-------- Collected material
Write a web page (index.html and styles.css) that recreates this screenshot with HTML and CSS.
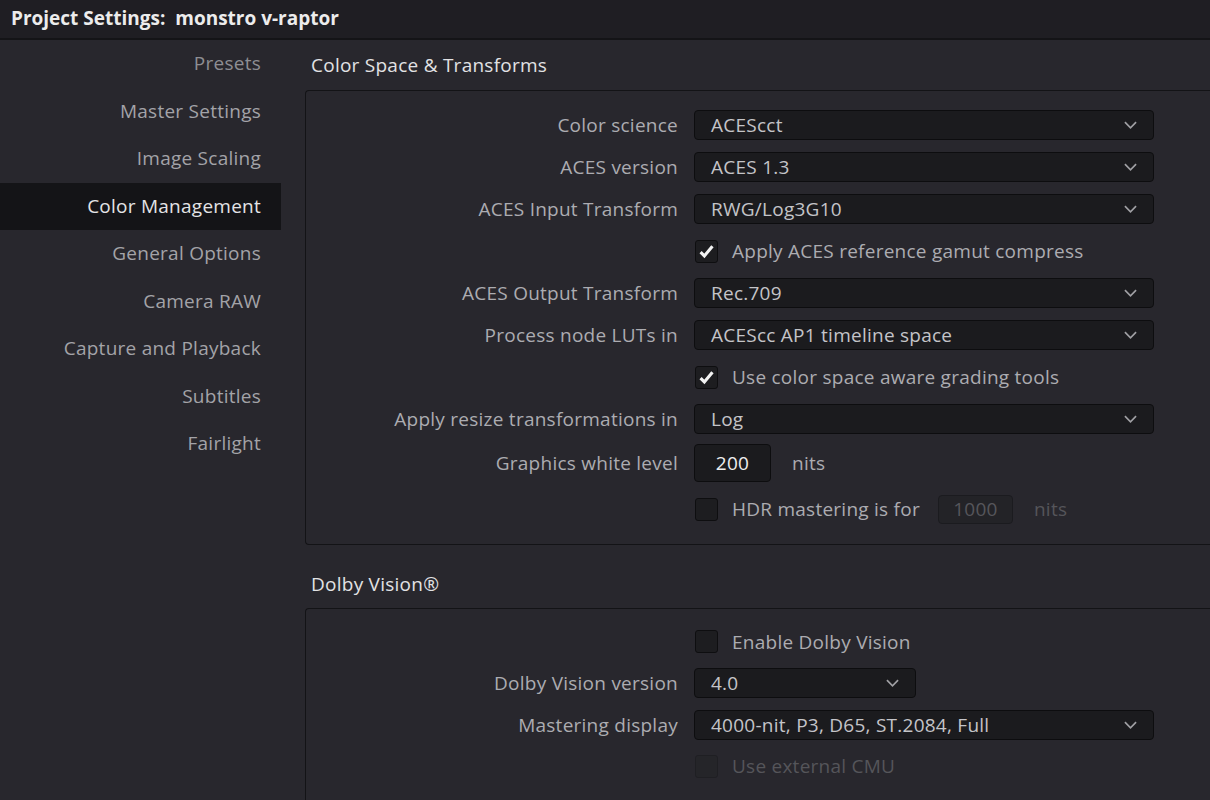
FILE: index.html
```html
<!DOCTYPE html>
<html lang="en">
<head>
    <meta charset="UTF-8">
    <title>Project Settings</title>
    <link rel="stylesheet" href="styles.css">
</head>
<body>
    <div class="titlebar">Project Settings:&nbsp; monstro v-raptor</div>

    <div class="layout">
        <ul class="sidebar">
            <li class="dim">Presets</li>
            <li>Master Settings</li>
            <li>Image Scaling</li>
            <li class="active">Color Management</li>
            <li>General Options</li>
            <li>Camera RAW</li>
            <li>Capture and Playback</li>
            <li>Subtitles</li>
            <li>Fairlight</li>
        </ul>

        <div class="main">
            <div class="section-title">Color Space &amp; Transforms</div>
            <div class="group">
                <div class="row">
                    <label>Color science</label>
                    <div class="select"><span>ACEScct</span><svg class="chev" viewBox="0 0 14 8"><path d="M1 1l6 6 6-6"/></svg></div>
                </div>
                <div class="row">
                    <label>ACES version</label>
                    <div class="select"><span>ACES 1.3</span><svg class="chev" viewBox="0 0 14 8"><path d="M1 1l6 6 6-6"/></svg></div>
                </div>
                <div class="row">
                    <label>ACES Input Transform</label>
                    <div class="select"><span>RWG/Log3G10</span><svg class="chev" viewBox="0 0 14 8"><path d="M1 1l6 6 6-6"/></svg></div>
                </div>
                <div class="row">
                    <label></label>
                    <div class="check checked"><svg viewBox="0 0 16 16"><path d="M3 8.5l3.2 3.2L13 3.5"/></svg></div>
                    <span class="check-text">Apply ACES reference gamut compress</span>
                </div>
                <div class="row">
                    <label>ACES Output Transform</label>
                    <div class="select"><span>Rec.709</span><svg class="chev" viewBox="0 0 14 8"><path d="M1 1l6 6 6-6"/></svg></div>
                </div>
                <div class="row">
                    <label>Process node LUTs in</label>
                    <div class="select"><span>ACEScc AP1 timeline space</span><svg class="chev" viewBox="0 0 14 8"><path d="M1 1l6 6 6-6"/></svg></div>
                </div>
                <div class="row">
                    <label></label>
                    <div class="check checked"><svg viewBox="0 0 16 16"><path d="M3 8.5l3.2 3.2L13 3.5"/></svg></div>
                    <span class="check-text">Use color space aware grading tools</span>
                </div>
                <div class="row">
                    <label>Apply resize transformations in</label>
                    <div class="select"><span>Log</span><svg class="chev" viewBox="0 0 14 8"><path d="M1 1l6 6 6-6"/></svg></div>
                </div>
                <div class="row tall">
                    <label>Graphics white level</label>
                    <div class="num">200</div>
                    <span class="unit">nits</span>
                </div>
                <div class="row tall">
                    <label></label>
                    <div class="check"></div>
                    <span class="check-text">HDR mastering is for</span>
                    <div class="num small disabled">1000</div>
                    <span class="unit disabled-text">nits</span>
                </div>
            </div>

            <div class="section-title second">Dolby Vision®</div>
            <div class="group dolby">
                <div class="row">
                    <label></label>
                    <div class="check"></div>
                    <span class="check-text">Enable Dolby Vision</span>
                </div>
                <div class="row">
                    <label>Dolby Vision version</label>
                    <div class="select short"><span>4.0</span><svg class="chev" viewBox="0 0 14 8"><path d="M1 1l6 6 6-6"/></svg></div>
                </div>
                <div class="row">
                    <label>Mastering display</label>
                    <div class="select"><span>4000-nit, P3, D65, ST.2084, Full</span><svg class="chev" viewBox="0 0 14 8"><path d="M1 1l6 6 6-6"/></svg></div>
                </div>
                <div class="row">
                    <label></label>
                    <div class="check disabled"></div>
                    <span class="check-text disabled-text">Use external CMU</span>
                </div>
            </div>
        </div>
    </div>
</body>
</html>
```

FILE: styles.css
```css
body {
    margin: 0;
    background-color: #28272d;
    font-family: "Open Sans", "Noto Sans", sans-serif;
    font-size: 19px;
    letter-spacing: 0.25px;
    color: #acacb1;
    overflow: hidden;
    height: 800px;
}
.titlebar {
    height: 38px;
    line-height: 36px;
    padding-left: 11px;
    background-color: #1f1e23;
    border-bottom: 2px solid #141417;
    color: #ececec;
    font-weight: bold;
    letter-spacing: 0;
}
.layout {
    display: flex;
}
.sidebar {
    list-style: none;
    margin: 0;
    padding: 0;
    width: 281px;
    flex-shrink: 0;
}
.sidebar li {
    height: 47.5px;
    line-height: 47px;
    text-align: right;
    padding-right: 20px;
    color: #a3a3a8;
}
.sidebar li.dim {
    color: #8e8e93;
}
.sidebar li.active {
    background-color: #141417;
    color: #e4e4e6;
}
.main {
    flex: 1;
    margin-left: 24px;
}
.section-title {
    height: 50px;
    display: flex;
    align-items: center;
    padding-left: 6px;
    color: #e2e2e4;
}
.section-title.second {
    margin-top: 14px;
    height: 49px;
}
.group {
    border: 1px solid #131316;
    border-right: none;
    border-radius: 4px 0 0 4px;
    padding: 13px 0 12px 0;
}
.group.dolby {
    padding-top: 12px;
    padding-bottom: 40px;
}
.group.dolby .row {
    height: 41.5px;
}
.row {
    display: flex;
    align-items: center;
    height: 42px;
}
.row.tall {
    height: 46px;
}
.row label {
    width: 372px;
    margin-right: 16px;
    text-align: right;
    flex-shrink: 0;
}
.select {
    width: 426px;
    height: 28px;
    background-color: #1b1b1e;
    border: 1px solid #0d0d0f;
    border-radius: 4px;
    display: flex;
    align-items: center;
    justify-content: space-between;
    padding: 0 16px 0 16px;
    color: #c4c4c8;
}
.select.short {
    width: 188px;
}
.chev {
    width: 13px;
    height: 8px;
    fill: none;
    stroke: #a0a0a4;
    stroke-width: 1.8;
}
.check {
    width: 21px;
    height: 21px;
    background-color: #1d1d20;
    border: 1px solid #0e0e10;
    border-radius: 3px;
    margin-left: 1px;
    display: flex;
    align-items: center;
    justify-content: center;
}
.check svg {
    width: 19px;
    height: 19px;
    fill: none;
    stroke: #f2f2f2;
    stroke-width: 2.6;
}
.check.disabled {
    background-color: #252529;
    border-color: #1f1f23;
}
.check-text {
    margin-left: 14px;
}
.num {
    width: 75px;
    height: 36px;
    background-color: #1b1b1e;
    border: 1px solid #0d0d0f;
    border-radius: 4px;
    display: flex;
    align-items: center;
    justify-content: center;
    color: #eeeeee;
}
.num.small {
    width: 73px;
    height: 27px;
    margin-left: 18px;
}
.num.disabled {
    background-color: #232327;
    border-color: #1b1b1f;
    color: #56565b;
}
.unit {
    margin-left: 21px;
}
.disabled-text {
    color: #55555a;
}
```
----------------
# Set exercise
Restate the entire listing word for word, excluding pictures.

# Answer in full
Write a web page (index.html and styles.css) that recreates this screenshot with HTML and CSS.
FILE: index.html
```html
<!DOCTYPE html>
<html lang="en">
<head>
    <meta charset="UTF-8">
    <title>Project Settings</title>
    <link rel="stylesheet" href="styles.css">
</head>
<body>
    <div class="titlebar">Project Settings:&nbsp; monstro v-raptor</div>

    <div class="layout">
        <ul class="sidebar">
            <li class="dim">Presets</li>
            <li>Master Settings</li>
            <li>Image Scaling</li>
            <li class="active">Color Management</li>
            <li>General Options</li>
            <li>Camera RAW</li>
            <li>Capture and Playback</li>
            <li>Subtitles</li>
            <li>Fairlight</li>
        </ul>

        <div class="main">
            <div class="section-title">Color Space &amp; Transforms</div>
            <div class="group">
                <div class="row">
                    <label>Color science</label>
                    <div class="select"><span>ACEScct</span><svg class="chev" viewBox="0 0 14 8"><path d="M1 1l6 6 6-6"/></svg></div>
                </div>
                <div class="row">
                    <label>ACES version</label>
                    <div class="select"><span>ACES 1.3</span><svg class="chev" viewBox="0 0 14 8"><path d="M1 1l6 6 6-6"/></svg></div>
                </div>
                <div class="row">
                    <label>ACES Input Transform</label>
                    <div class="select"><span>RWG/Log3G10</span><svg class="chev" viewBox="0 0 14 8"><path d="M1 1l6 6 6-6"/></svg></div>
                </div>
                <div class="row">
                    <label></label>
                    <div class="check checked"><svg viewBox="0 0 16 16"><path d="M3 8.5l3.2 3.2L13 3.5"/></svg></div>
                    <span class="check-text">Apply ACES reference gamut compress</span>
                </div>
                <div class="row">
                    <label>ACES Output Transform</label>
                    <div class="select"><span>Rec.709</span><svg class="chev" viewBox="0 0 14 8"><path d="M1 1l6 6 6-6"/></svg></div>
                </div>
                <div class="row">
                    <label>Process node LUTs in</label>
                    <div class="select"><span>ACEScc AP1 timeline space</span><svg class="chev" viewBox="0 0 14 8"><path d="M1 1l6 6 6-6"/></svg></div>
                </div>
                <div class="row">
                    <label></label>
                    <div class="check checked"><svg viewBox="0 0 16 16"><path d="M3 8.5l3.2 3.2L13 3.5"/></svg></div>
                    <span class="check-text">Use color space aware grading tools</span>
                </div>
                <div class="row">
                    <label>Apply resize transformations in</label>
                    <div class="select"><span>Log</span><svg class="chev" viewBox="0 0 14 8"><path d="M1 1l6 6 6-6"/></svg></div>
                </div>
                <div class="row tall">
                    <label>Graphics white level</label>
                    <div class="num">200</div>
                    <span class="unit">nits</span>
                </div>
                <div class="row tall">
                    <label></label>
                    <div class="check"></div>
                    <span class="check-text">HDR mastering is for</span>
                    <div class="num small disabled">1000</div>
                    <span class="unit disabled-text">nits</span>
                </div>
            </div>

            <div class="section-title second">Dolby Vision®</div>
            <div class="group dolby">
                <div class="row">
                    <label></label>
                    <div class="check"></div>
                    <span class="check-text">Enable Dolby Vision</span>
                </div>
                <div class="row">
                    <label>Dolby Vision version</label>
                    <div class="select short"><span>4.0</span><svg class="chev" viewBox="0 0 14 8"><path d="M1 1l6 6 6-6"/></svg></div>
                </div>
                <div class="row">
                    <label>Mastering display</label>
                    <div class="select"><span>4000-nit, P3, D65, ST.2084, Full</span><svg class="chev" viewBox="0 0 14 8"><path d="M1 1l6 6 6-6"/></svg></div>
                </div>
                <div class="row">
                    <label></label>
                    <div class="check disabled"></div>
                    <span class="check-text disabled-text">Use external CMU</span>
                </div>
            </div>
        </div>
    </div>
</body>
</html>
```

FILE: styles.css
```css
body {
    margin: 0;
    background-color: #28272d;
    font-family: "Open Sans", "Noto Sans", sans-serif;
    font-size: 19px;
    letter-spacing: 0.25px;
    color: #acacb1;
    overflow: hidden;
    height: 800px;
}
.titlebar {
    height: 38px;
    line-height: 36px;
    padding-left: 11px;
    background-color: #1f1e23;
    border-bottom: 2px solid #141417;
    color: #ececec;
    font-weight: bold;
    letter-spacing: 0;
}
.layout {
    display: flex;
}
.sidebar {
    list-style: none;
    margin: 0;
    padding: 0;
    width: 281px;
    flex-shrink: 0;
}
.sidebar li {
    height: 47.5px;
    line-height: 47px;
    text-align: right;
    padding-right: 20px;
    color: #a3a3a8;
}
.sidebar li.dim {
    color: #8e8e93;
}
.sidebar li.active {
    background-color: #141417;
    color: #e4e4e6;
}
.main {
    flex: 1;
    margin-left: 24px;
}
.section-title {
    height: 50px;
    display: flex;
    align-items: center;
    padding-left: 6px;
    color: #e2e2e4;
}
.section-title.second {
    margin-top: 14px;
    height: 49px;
}
.group {
    border: 1px solid #131316;
    border-right: none;
    border-radius: 4px 0 0 4px;
    padding: 13px 0 12px 0;
}
.group.dolby {
    padding-top: 12px;
    padding-bottom: 40px;
}
.group.dolby .row {
    height: 41.5px;
}
.row {
    display: flex;
    align-items: center;
    height: 42px;
}
.row.tall {
    height: 46px;
}
.row label {
    width: 372px;
    margin-right: 16px;
    text-align: right;
    flex-shrink: 0;
}
.select {
    width: 426px;
    height: 28px;
    background-color: #1b1b1e;
    border: 1px solid #0d0d0f;
    border-radius: 4px;
    display: flex;
    align-items: center;
    justify-content: space-between;
    padding: 0 16px 0 16px;
    color: #c4c4c8;
}
.select.short {
    width: 188px;
}
.chev {
    width: 13px;
    height: 8px;
    fill: none;
    stroke: #a0a0a4;
    stroke-width: 1.8;
}
.check {
    width: 21px;
    height: 21px;
    background-color: #1d1d20;
    border: 1px solid #0e0e10;
    border-radius: 3px;
    margin-left: 1px;
    display: flex;
    align-items: center;
    justify-content: center;
}
.check svg {
    width: 19px;
    height: 19px;
    fill: none;
    stroke: #f2f2f2;
    stroke-width: 2.6;
}
.check.disabled {
    background-color: #252529;
    border-color: #1f1f23;
}
.check-text {
    margin-left: 14px;
}
.num {
    width: 75px;
    height: 36px;
    background-color: #1b1b1e;
    border: 1px solid #0d0d0f;
    border-radius: 4px;
    display: flex;
    align-items: center;
    justify-content: center;
    color: #eeeeee;
}
.num.small {
    width: 73px;
    height: 27px;
    margin-left: 18px;
}
.num.disabled {
    background-color: #232327;
    border-color: #1b1b1f;
    color: #56565b;
}
.unit {
    margin-left: 21px;
}
.disabled-text {
    color: #55555a;
}
```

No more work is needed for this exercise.